La Cour suprême rendra ce matin une décision très attendue sur la réforme du Sénat, en particulier par le gouvernement du Québec, qui s'est fait l'un des opposants les plus farouches de l'approche unilatérale proposée par le gouvernement Harper.

Ottawa affirme qu'il peut, sans consulter les provinces, limiter la durée du mandat des sénateurs à huit ans et instaurer un processus de consultation de la population avant de les nommer. Il juge également qu'il n'a pas besoin de l'appui de toutes les provinces pour abolir la Chambre haute.

Nombreux opposants

Plusieurs s'opposent à ces changements unilatéraux. Québec estime que les amendements relatifs à la durée et au mode de sélection des sénateurs nécessitent l'appui de sept provinces qui représentent 50% de la population canadienne. Il juge que l'unanimité est requise pour l'abolition de l'institution.

«Ce n'est pas parce que c'est difficile, ardu [...] qu'il faille court-circuiter ce qui est prévu à la Constitution pour atteindre un but que certains jugent louable, d'autres moins», a déclaré le procureur de la province, Jean-Yves Bernard, lors de sa plaidoirie en novembre.

De nombreux experts s'attendent à ce que la Cour rejette les tentatives du gouvernement fédéral. Certains croient cependant qu'elle pourrait laisser la porte ouverte à la limitation unilatérale de la durée du mandat des sénateurs. Le comité sénatorial de la justice s'est penché sur la question et «l'immense majorité des constitutionnalistes ont dit qu'ils ne pourraient pas mettre cela à moins de 12 ans, a noté le sénateur indépendant Jean-Claude Rivest, un ancien conseiller du premier ministre Robert Bourassa.
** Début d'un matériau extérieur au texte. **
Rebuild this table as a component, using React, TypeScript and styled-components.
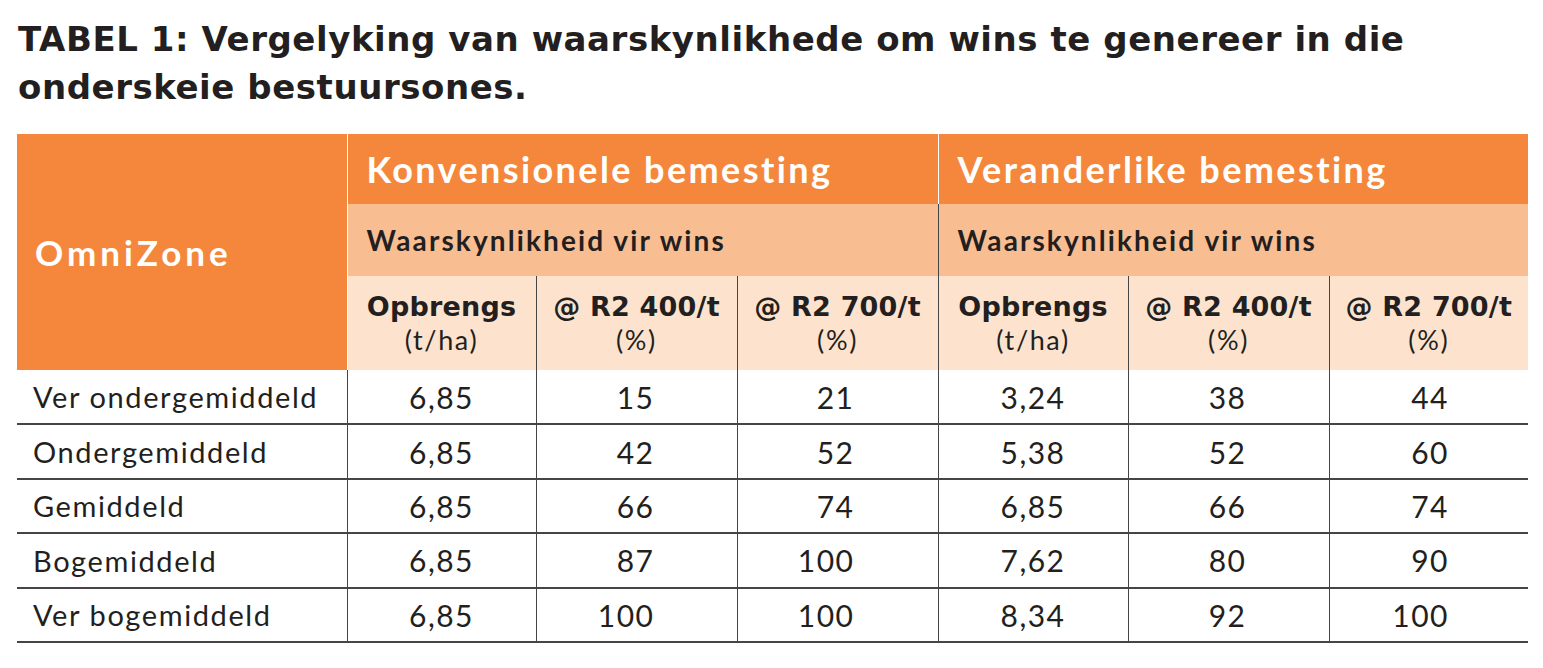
import React from "react";
import styled, { createGlobalStyle } from "styled-components";

const GlobalStyle = createGlobalStyle`
  html, body { margin: 0; padding: 0; background: #ffffff; }
  body { font-family: "Lato", "Open Sans", sans-serif; color: #231f20; }
`;

const ORANGE = "#f4873c";
const LIGHT = "#f9bd92";
const PALE = "#fde3cd";
const LINE = "#454545";
const HEAVY = `"DejaVu Sans", "Lato", sans-serif`;

const Page = styled.div`
  width: 1543px;
  height: 668px;
  padding: 15px 0 0 18px;
  box-sizing: border-box;
  display: flex;
  flex-direction: column;
`;

const Title = styled.h1`
  margin: 0;
  font-family: ${HEAVY};
  font-weight: 700;
  font-size: 34px;
  line-height: 48px;
  letter-spacing: 0.55px;
  color: #231f20;
  white-space: nowrap;
`;

const Table = styled.table`
  margin: 23px 0 0 -1px;
  width: 1511px;
  border-collapse: collapse;
  table-layout: fixed;
`;

const HeadRow = styled.tr<{ $h: number }>`
  height: ${(p) => p.$h}px;
`;

const CornerCell = styled.th`
  background: ${ORANGE};
  color: #ffffff;
  text-align: left;
  padding: 0 0 0 18px;
  font-size: 35px;
  font-weight: 700;
  letter-spacing: 4px;
  border-right: 1px solid #ffffff;
`;

const GroupCell = styled.th<{ $last?: boolean }>`
  background: ${ORANGE};
  color: #ffffff;
  text-align: left;
  padding: 0 0 0 19px;
  font-size: 36px;
  font-weight: 700;
  letter-spacing: 2.4px;
  border-right: ${(p) => (p.$last ? "none" : "1px solid #ffffff")};
`;

const ProbCell = styled.th<{ $last?: boolean }>`
  background: ${LIGHT};
  color: #231f20;
  text-align: left;
  padding: 0 0 0 19px;
  font-size: 28px;
  font-weight: 700;
  letter-spacing: 2.1px;
  border-right: ${(p) => (p.$last ? "none" : `1.5px solid ${LINE}`)};
`;

const SubCell = styled.th<{ $last?: boolean }>`
  background: ${PALE};
  color: #231f20;
  text-align: center;
  vertical-align: middle;
  padding: 0;
  border-right: ${(p) => (p.$last ? "none" : `1.5px solid ${LINE}`)};
`;

const SubMain = styled.div`
  font-family: ${HEAVY};
  font-size: 27px;
  font-weight: 700;
  letter-spacing: 0.2px;
  line-height: 34px;
`;

const SubUnit = styled.div`
  font-size: 27px;
  font-weight: 400;
  letter-spacing: 1.6px;
  line-height: 32px;
`;

const DataRow = styled.tr`
  height: 54.4px;
  border-bottom: 2px solid ${LINE};
`;

const LabelCell = styled.td`
  padding: 0 0 0 16px;
  font-size: 29px;
  font-weight: 400;
  letter-spacing: 1.6px;
  border-right: 1.5px solid ${LINE};
`;

const ValueCell = styled.td<{ $pad: number; $align: "center" | "right"; $last?: boolean }>`
  text-align: ${(p) => p.$align};
  padding: 0 ${(p) => (p.$align === "right" ? p.$pad : 0)}px 0 0;
  font-size: 30px;
  font-weight: 400;
  letter-spacing: 1.5px;
  border-right: ${(p) => (p.$last ? "none" : `1.5px solid ${LINE}`)};
`;

const cols = [330, 189, 201, 201, 190, 201, 199];

const subHeads = [
  { main: "Opbrengs", unit: "(t/ha)" },
  { main: "@ R2 400/t", unit: "(%)" },
  { main: "@ R2 700/t", unit: "(%)" },
  { main: "Opbrengs", unit: "(t/ha)" },
  { main: "@ R2 400/t", unit: "(%)" },
  { main: "@ R2 700/t", unit: "(%)" },
];

const rows: [string, string[]][] = [
  ["Ver ondergemiddeld", ["6,85", "15", "21", "3,24", "38", "44"]],
  ["Ondergemiddeld", ["6,85", "42", "52", "5,38", "52", "60"]],
  ["Gemiddeld", ["6,85", "66", "74", "6,85", "66", "74"]],
  ["Bogemiddeld", ["6,85", "87", "100", "7,62", "80", "90"]],
  ["Ver bogemiddeld", ["6,85", "100", "100", "8,34", "92", "100"]],
];

const colSetup: { align: "center" | "right"; pad: number }[] = [
  { align: "center", pad: 0 },
  { align: "right", pad: 82 },
  { align: "right", pad: 83 },
  { align: "center", pad: 0 },
  { align: "right", pad: 82 },
  { align: "right", pad: 79 },
];

export default function App() {
  return (
    <>
      <GlobalStyle />
      <Page>
        <Title>
          TABEL 1: Vergelyking van waarskynlikhede om wins te genereer in die
          <br />
          onderskeie bestuursones.
        </Title>
        <Table>
          <colgroup>
            {cols.map((w, i) => (
              <col key={i} style={{ width: w }} />
            ))}
          </colgroup>
          <thead>
            <HeadRow $h={70}>
              <CornerCell rowSpan={3}>OmniZone</CornerCell>
              <GroupCell colSpan={3}>Konvensionele bemesting</GroupCell>
              <GroupCell colSpan={3} $last>
                Veranderlike bemesting
              </GroupCell>
            </HeadRow>
            <HeadRow $h={72}>
              <ProbCell colSpan={3}>Waarskynlikheid vir wins</ProbCell>
              <ProbCell colSpan={3} $last>
                Waarskynlikheid vir wins
              </ProbCell>
            </HeadRow>
            <HeadRow $h={94}>
              {subHeads.map((s, i) => (
                <SubCell key={i} $last={i === subHeads.length - 1}>
                  <SubMain>{s.main}</SubMain>
                  <SubUnit>{s.unit}</SubUnit>
                </SubCell>
              ))}
            </HeadRow>
          </thead>
          <tbody>
            {rows.map(([label, vals]) => (
              <DataRow key={label}>
                <LabelCell>{label}</LabelCell>
                {vals.map((v, i) => (
                  <ValueCell
                    key={i}
                    $align={colSetup[i].align}
                    $pad={colSetup[i].pad}
                    $last={i === vals.length - 1}
                  >
                    {v}
                  </ValueCell>
                ))}
              </DataRow>
            ))}
          </tbody>
        </Table>
      </Page>
    </>
  );
}
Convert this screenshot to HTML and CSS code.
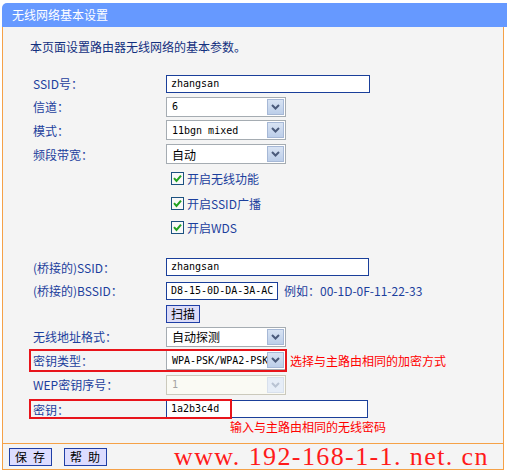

S'ils mettaient cela à moins de 12 ans, le Sénat devient à la merci du premier ministre.»

Planche de salut

Stephen Harper se lancerait sans doute sur une telle planche de salut: «Le premier ministre saisira toutes les occasions offertes par la Cour pour rendre le Sénat démocratique et responsable envers les Canadiens», a déclaré hier le ministre responsable de la Réforme démocratique, Pierre Poilievre.

Une décision défavorable marquerait un énième revers du gouvernement Harper devant la Cour suprême depuis quelques années, après sa défaite dans le renvoi sur la nomination du juge Nadon, notamment.

«En rappelant à ce gouvernement que des négociations sont nécessaires afin de mener à terme les changements qu'il préconise, la Cour suprême risque de mettre sérieusement la table à une réouverture des négociations constitutionnelles au Canada», a écrit Patrick Taillon, professeur de droit à l'Université Laval, dans une lettre publiée par Le Soleil de Québec.

«C'est non seulement l'avenir du Sénat qui se joue à l'occasion de l'avis rendu par la Cour suprême du Canada, mais aussi le rapport de force du Québec dans d'éventuelles négociations qu'Ottawa devra, un jour ou l'autre, se résigner à entreprendre», a ajouté le professeur Taillon.